Ryan Babbel and Dirk Kuyt will be representing the Netherlands. Babbel’s an enigma. Immensely talented, infuriatingly incapable of maximizing his potential. You can just sense that Babbel does not know what he is capable of; he often fails to execute the routine, like simply controlling a ball or rolling an 8 yard pass to a teammate, but he can turn international defenders into statues. On his day, of course; or, more precisely, in that one instant when you can see all that Mr. Babbel might be. Kuyt, on the other hand, is all effort and he squeezes every iota of talent from his Energizer Bunny body. Kuyt, neither a bona fide striker (he can’t lead the line properly) nor a genuine winger (too slow, too ponderous, too beloved of tracking back on defense, a tendency that has, thankfully for Carragher, increased disproportionately since Glen Johnson arrived at Liverpool FC), gives nothing less than absolute everything. He will run and run, and then run some more. When he scores, you are left with nothing but the compulsively honest response: “DK (my nickname for him) deserved that.” Or, almost puritanically, “He worked hard for that goal,” you find yourself saying.
You’d never say that of Liverpool’s main striker, chief of our Spanish Armada, because he evokes a very different set of emotions. When manager Rafa Benitez arrived on Merseyside some 6 years ago, it signaled the beginning of the Spanish influx. Our Armada composes a collection of players with whom I have a complicate set of affections because it encompasses both past and present Reds. In the current Liverpool team, there are two Spaniards, and they may both be the best at their position, even though only one, Fernando Torres, may be recognized as such. “El Nino,” as Torres is known, has that most rare of futbol qualities: he can score goals, he knows how and is utterly capable of doing so, unlike the ever-industrious Kuyt; Torres can score, often out of nothing, but he can, as easily, tuck away routine opportunities because, such is his gift and his hunger for goals, he can make them look routine. As strikers will tell you, it’s the routine ones that require the greatest concentration. Torres can score with a cracker of a shot from 25 yards out, he heads with a fearsome authority, and he can turn his man with the kind of ease, such is his skill, that not only gives defenders nightmares, it just plain embarrasses them. And, he is capable of a winsome petulance, swearing with alacrity in English, even as he pats down those blond locks in a fashion only known to dashing Spaniards from Madrid.
At the other end
of the pitch, in goal for Liverpool is Torres’ Spain teammate, Pepe Reina. I have an odd relationship with Reina. He came to us highly touted, but for the first couple of seasons he struggled to adapt to the physical demands of the English game. Instead of catching the ball when the opposition crossed into the Liverpool penalty area, in so doing relieving the pressure on the team, he’d punch, a skill he obviously had not perfected in the La Liga. The result was a kind of flap-happiness that made me very nervous. I still don’t trust him on crosses, but he has matured into the best shot stopper in the world, bar none. And, he has the amazing ability to, knees bent, head down, to whip low, driving kicks from his goal area directly to Liverpool players in attack. He can, better than any other goalkeeper, convert defense into offense.
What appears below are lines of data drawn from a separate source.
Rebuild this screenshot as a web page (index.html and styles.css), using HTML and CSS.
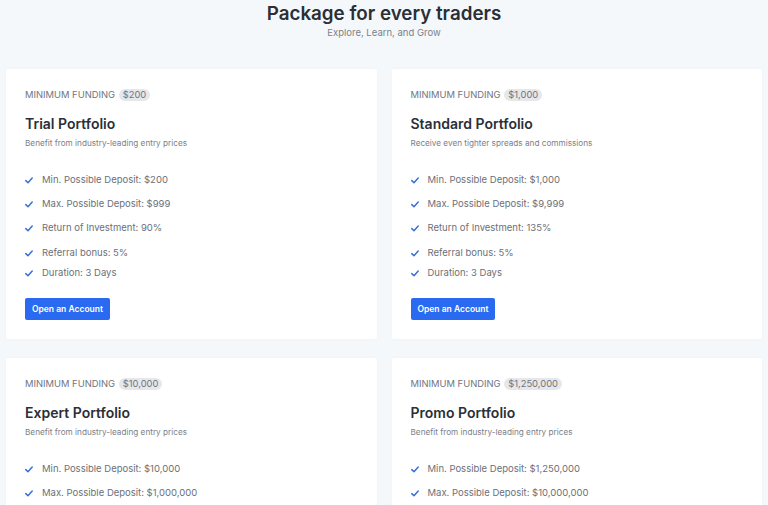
FILE: index.html
```html
<!DOCTYPE html>
<html>
<head>
<meta charset="utf-8">
<link rel="stylesheet" href="styles.css">
</head>
<body>
<header class="head">
  <h1 class="head-title">Package for every traders</h1>
  <p class="head-sub">Explore, Learn, and Grow</p>
</header>
<main class="grid">
  <section class="card">
    <div class="funding">MINIMUM FUNDING <span class="badge">$200</span></div>
    <h2 class="card-title">Trial Portfolio</h2>
    <p class="card-desc">Benefit from industry-leading entry prices</p>
    <ul class="features">
      <li><svg class="check" viewBox="0 0 8 7"><path d="M0.8 3.6 L3 5.7 L7.2 1"/></svg>Min. Possible Deposit: $200</li>
      <li><svg class="check" viewBox="0 0 8 7"><path d="M0.8 3.6 L3 5.7 L7.2 1"/></svg>Max. Possible Deposit: $999</li>
      <li><svg class="check" viewBox="0 0 8 7"><path d="M0.8 3.6 L3 5.7 L7.2 1"/></svg>Return of Investment: 90%</li>
      <li><svg class="check" viewBox="0 0 8 7"><path d="M0.8 3.6 L3 5.7 L7.2 1"/></svg>Referral bonus: 5%</li>
      <li><svg class="check" viewBox="0 0 8 7"><path d="M0.8 3.6 L3 5.7 L7.2 1"/></svg>Duration: 3 Days</li>
    </ul>
    <button class="btn">Open an Account</button>
  </section>
  <section class="card">
    <div class="funding">MINIMUM FUNDING <span class="badge">$1,000</span></div>
    <h2 class="card-title">Standard Portfolio</h2>
    <p class="card-desc">Receive even tighter spreads and commissions</p>
    <ul class="features">
      <li><svg class="check" viewBox="0 0 8 7"><path d="M0.8 3.6 L3 5.7 L7.2 1"/></svg>Min. Possible Deposit: $1,000</li>
      <li><svg class="check" viewBox="0 0 8 7"><path d="M0.8 3.6 L3 5.7 L7.2 1"/></svg>Max. Possible Deposit: $9,999</li>
      <li><svg class="check" viewBox="0 0 8 7"><path d="M0.8 3.6 L3 5.7 L7.2 1"/></svg>Return of Investment: 135%</li>
      <li><svg class="check" viewBox="0 0 8 7"><path d="M0.8 3.6 L3 5.7 L7.2 1"/></svg>Referral bonus: 5%</li>
      <li><svg class="check" viewBox="0 0 8 7"><path d="M0.8 3.6 L3 5.7 L7.2 1"/></svg>Duration: 3 Days</li>
    </ul>
    <button class="btn">Open an Account</button>
  </section>
  <section class="card">
    <div class="funding">MINIMUM FUNDING <span class="badge">$10,000</span></div>
    <h2 class="card-title">Expert Portfolio</h2>
    <p class="card-desc">Benefit from industry-leading entry prices</p>
    <ul class="features">
      <li><svg class="check" viewBox="0 0 8 7"><path d="M0.8 3.6 L3 5.7 L7.2 1"/></svg>Min. Possible Deposit: $10,000</li>
      <li><svg class="check" viewBox="0 0 8 7"><path d="M0.8 3.6 L3 5.7 L7.2 1"/></svg>Max. Possible Deposit: $1,000,000</li>
    </ul>
    <button class="btn">Open an Account</button>
  </section>
  <section class="card">
    <div class="funding">MINIMUM FUNDING <span class="badge">$1,250,000</span></div>
    <h2 class="card-title">Promo Portfolio</h2>
    <p class="card-desc">Benefit from industry-leading entry prices</p>
    <ul class="features">
      <li><svg class="check" viewBox="0 0 8 7"><path d="M0.8 3.6 L3 5.7 L7.2 1"/></svg>Min. Possible Deposit: $1,250,000</li>
      <li><svg class="check" viewBox="0 0 8 7"><path d="M0.8 3.6 L3 5.7 L7.2 1"/></svg>Max. Possible Deposit: $10,000,000</li>
    </ul>
    <button class="btn">Open an Account</button>
  </section>
</main>
</body>
</html>
```

FILE: styles.css
```css
* { box-sizing: border-box; }
html, body { margin: 0; padding: 0; }
body {
  background: #f5f8fb;
  font-family: Inter, "Noto Sans", sans-serif;
  overflow: hidden;
  height: 505px;
}
.head {
  text-align: center;
  padding-top: 3px;
}
.head-title {
  margin: 0;
  font-size: 18.8px;
  line-height: 22px;
  font-weight: 600;
  color: #2b2f36;
}
.head-sub {
  margin: 2px 0 0;
  font-size: 9.5px;
  line-height: 12px;
  color: #7b8089;
}
.grid {
  display: grid;
  grid-template-columns: 1fr 1fr;
  column-gap: 15px;
  row-gap: 19px;
  padding: 0 6px;
  margin-top: 30px;
}
.card {
  background: #ffffff;
  border-radius: 2px;
  padding: 20px 19px 19px;
  box-shadow: 0 0 2px rgba(120, 140, 170, 0.08);
}
.funding {
  font-size: 9.4px;
  line-height: 12px;
  color: #70757e;
}
.badge {
  display: inline-block;
  background: #e6e7ea;
  border-radius: 6px;
  padding: 0 4px;
  margin-left: 1px;
  line-height: 12px;
  color: #70757e;
}
.card-title {
  margin: 14px 0 0;
  font-size: 14px;
  line-height: 18px;
  font-weight: 600;
  color: #2b2f36;
}
.card-desc {
  margin: 4px 0 0;
  font-size: 8.2px;
  line-height: 12px;
  color: #7b8089;
}
.features {
  list-style: none;
  margin: 24px 0 0;
  padding: 0;
}
.features li {
  display: flex;
  align-items: center;
  font-size: 9.5px;
  line-height: 14px;
  color: #6b7079;
  margin-bottom: 10px;
}
.features li:nth-child(3) { margin-bottom: 11px; }
.features li:nth-child(4) { margin-bottom: 6px; }
.features li:last-child { margin-bottom: 0; }
.check {
  width: 8px;
  height: 7px;
  margin-right: 9px;
  fill: none;
  stroke: #3a6fd6;
  stroke-width: 1.5;
  stroke-linecap: round;
  stroke-linejoin: round;
}
.btn {
  display: block;
  margin-top: 18px;
  height: 22px;
  padding: 0 7px;
  border: 0;
  border-radius: 2px;
  background: #2a6af0;
  color: #ffffff;
  font-family: Inter, "Noto Sans", sans-serif;
  font-size: 8.5px;
  font-weight: 600;
}
```
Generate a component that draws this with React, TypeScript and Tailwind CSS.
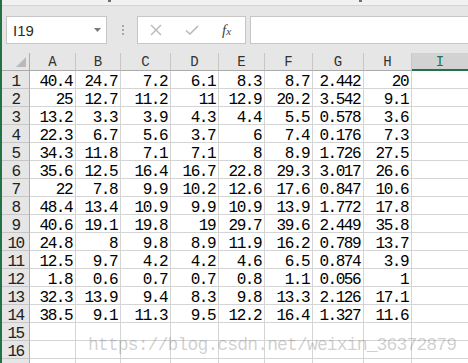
import React from "react";

const data: string[][] = [
  ["40.4", "24.7", "7.2", "6.1", "8.3", "8.7", "2.442", "20"],
  ["25", "12.7", "11.2", "11", "12.9", "20.2", "3.542", "9.1"],
  ["13.2", "3.3", "3.9", "4.3", "4.4", "5.5", "0.578", "3.6"],
  ["22.3", "6.7", "5.6", "3.7", "6", "7.4", "0.176", "7.3"],
  ["34.3", "11.8", "7.1", "7.1", "8", "8.9", "1.726", "27.5"],
  ["35.6", "12.5", "16.4", "16.7", "22.8", "29.3", "3.017", "26.6"],
  ["22", "7.8", "9.9", "10.2", "12.6", "17.6", "0.847", "10.6"],
  ["48.4", "13.4", "10.9", "9.9", "10.9", "13.9", "1.772", "17.8"],
  ["40.6", "19.1", "19.8", "19", "29.7", "39.6", "2.449", "35.8"],
  ["24.8", "8", "9.8", "8.9", "11.9", "16.2", "0.789", "13.7"],
  ["12.5", "9.7", "4.2", "4.2", "4.6", "6.5", "0.874", "3.9"],
  ["1.8", "0.6", "0.7", "0.7", "0.8", "1.1", "0.056", "1"],
  ["32.3", "13.9", "9.4", "8.3", "9.8", "13.3", "2.126", "17.1"],
  ["38.5", "9.1", "11.3", "9.5", "12.2", "16.4", "1.327", "11.6"],
  ["", "", "", "", "", "", "", ""],
  ["", "", "", "", "", "", "", ""],
  ["", "", "", "", "", "", "", ""],
];

const letters = ["A", "B", "C", "D", "E", "F", "G", "H"];

const Toolbar = () => (
  <div className="flex flex-col">
    {/* title strip */}
    <div className="h-[6px] bg-[#f1f1f1] border-b border-[#d4d4d4] flex items-start">
      <div className="ml-[106px] w-[3px] h-[2px] bg-[#6f6f6f]" />
      <div className="ml-[248px] w-[3px] h-[2px] bg-[#6f6f6f]" />
    </div>

    {/* name box + formula bar */}
    <div className="h-[47px] bg-[#e6e6e6] flex items-start pt-[10px]">
      <div className="ml-[4px] w-[101px] h-[28px] bg-white border border-[#c6c6c6] flex items-center justify-between pl-[6px] pr-[5px]">
        <span className="font-['Liberation_Sans',sans-serif] text-[15px] text-[#2b2b2b] leading-none">
          I19
        </span>
        <svg width="7" height="4" viewBox="0 0 7 4">
          <path d="M0 0 L7 0 L3.5 4 Z" fill="#7a7a7a" />
        </svg>
      </div>

      <div className="ml-[15px] h-[28px] flex flex-col justify-center gap-[2px]">
        <div className="w-[2px] h-[2px] bg-[#a8a8a8]" />
        <div className="w-[2px] h-[2px] bg-[#a8a8a8]" />
        <div className="w-[2px] h-[2px] bg-[#a8a8a8]" />
      </div>

      <div className="ml-[13px] w-[109px] h-[28px] bg-white border border-[#c6c6c6] flex items-center pl-[11px]">
        <svg width="14" height="14" viewBox="0 0 14 14">
          <path d="M2 2 L12 12 M12 2 L2 12" stroke="#b8b8b8" strokeWidth="1.4" fill="none" />
        </svg>
        <svg className="ml-[22px]" width="14" height="14" viewBox="0 0 14 14">
          <path d="M1 7.5 L5 11 L13 3" stroke="#b8b8b8" strokeWidth="1.6" fill="none" />
        </svg>
        <span className="ml-[23px] font-['Liberation_Serif',serif] italic text-[15px] text-[#444] leading-none">
          f<span className="text-[11px]">x</span>
        </span>
      </div>

      <div className="ml-[4px] flex-1 h-[28px] bg-white border border-r-0 border-[#c6c6c6]" />
    </div>
  </div>
);

const Grid = () => (
  <div className="grid grid-cols-[28px_46px_45px_50px_48px_46px_48px_51px_48px_1fr] font-['Liberation_Mono',monospace]">
    {/* header row */}
    <div className="h-[18px] bg-[#e6e6e6] border-r border-b border-[#ababab] flex items-end justify-end pr-[3px] pb-[3px]">
      <svg width="10" height="10" viewBox="0 0 10 10">
        <path d="M10 0 L10 10 L0 10 Z" fill="#b9b9b9" />
      </svg>
    </div>
    {letters.map((l) => (
      <div
        key={l}
        className="h-[18px] bg-[#e6e6e6] border-r border-[#c6c6c6] border-b border-b-[#ababab] text-center text-[14px] leading-[12px] pt-[3px] text-[#333]"
      >
        {l}
      </div>
    ))}
    <div className="h-[18px] bg-[#d2d2d2] border-b-2 border-[#217346] text-center text-[14px] leading-[12px] pt-[3px] text-[#217346]">
      I
    </div>

    {data.map((row, r) => (
      <React.Fragment key={r}>
        <div className="h-[18px] bg-[#e6e6e6] border-r border-[#ababab] border-b border-b-[#c6c6c6] text-center text-[16px] leading-[12px] pt-[5px] text-[#222] tracking-[-1.5px]">
          {r < 16 ? r + 1 : ""}
        </div>
        {row.map((v, c) => (
          <div
            key={c}
            className="h-[18px] border-r border-b border-[#d4d4d4] text-right text-[16px] leading-[12px] pt-[5px] pr-[3px] text-black tracking-[-1.5px] whitespace-nowrap"
          >
            {v}
          </div>
        ))}
        <div className="h-[18px] border-b border-[#d4d4d4]" />
      </React.Fragment>
    ))}
  </div>
);

export default function App() {
  return (
    <div className="relative w-[468px] h-[363px] overflow-hidden bg-white flex">
      <div className="w-[2px] shrink-0 bg-[#217346]" />
      <div className="flex-1 flex flex-col">
        <Toolbar />
        <Grid />
      </div>

      {/* watermark */}
      <div className="absolute left-[88px] top-[336px] pointer-events-none font-['Liberation_Mono',monospace] text-[18px] leading-[18px] tracking-[-0.85px] text-[rgba(120,120,120,0.35)] whitespace-nowrap">
        https://blog.csdn.net/weixin_36372879
      </div>
    </div>
  );
}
Also in the Spain squad, the favorites to lift the trophy, a fair assessment of their talent, are two former Liverpool players. Alvaro Arbeloa’s a player whose skills are too often underestimated. He is frequently thought “competent” when he really is inventive in attack and sure in defense; it would be better to describe him as “poised.” Arbeloa is the kind of player you never notice because he is so good at his job. I was sorry to see Arbeloa sold, to Real Madrid. Great pain, however, accompanied for me the departure of Xavi Alonso to Real Madrid. Xavi, pronounced “ChaAHbee,” son of the Basque country, possessed of beautiful futbol mind. Ah, I miss him so, our former midfield mastermind. “Two Touch” I call him for his ability to demonstrate the minimalist essence of his brilliance: trap the ball immediately upon receipt and then, in one languorous swift movement, pass it to an open teammate. Xavi can create space before it exists; he can carve open defenses with a single pass; he can change play from one side of the pitch to the other without, apparently, looking up. Do you see now why I miss you wearing our colors? “Masch” is a ball winner, and very good at it. But, Xavi, him, he’s a thing of beauty: the kind of midfielder who comes along only once every three or four generations. And, Rafa, in his arrogance, let him go. The specter of your talent lives on in my heart, Xavi.
Torres is already a legend, having scored, in typical opportunistic fashion, the only goal in Spain’s 2008 European Championship win. Reina will never get his proper due, not as long as the Spanish coach, Vicente del Bosque, prefers the inferior Iker Casillas in goal. And Arbeloa’s going along, if he makes the final cut, as defensive insurance. He is likely to make the Spanish back four more fluid, but I suspect that Sergio Ramos will get the right back nod. However, if Alonso’s on the pitch for Spain, never a guarantee given the riches of midfield talent (Xavi, Iniesta, just for starters) del Bosque has at his disposal, I’d root for them. Stevie versus Xavi, teammates just yesterday, it seems, now that would be painful for me. But, since both Spain and England know how to underperform on the big stage, I am more or less sure that I’ll be spared that choice. Buena suerte, los Liverpudlians.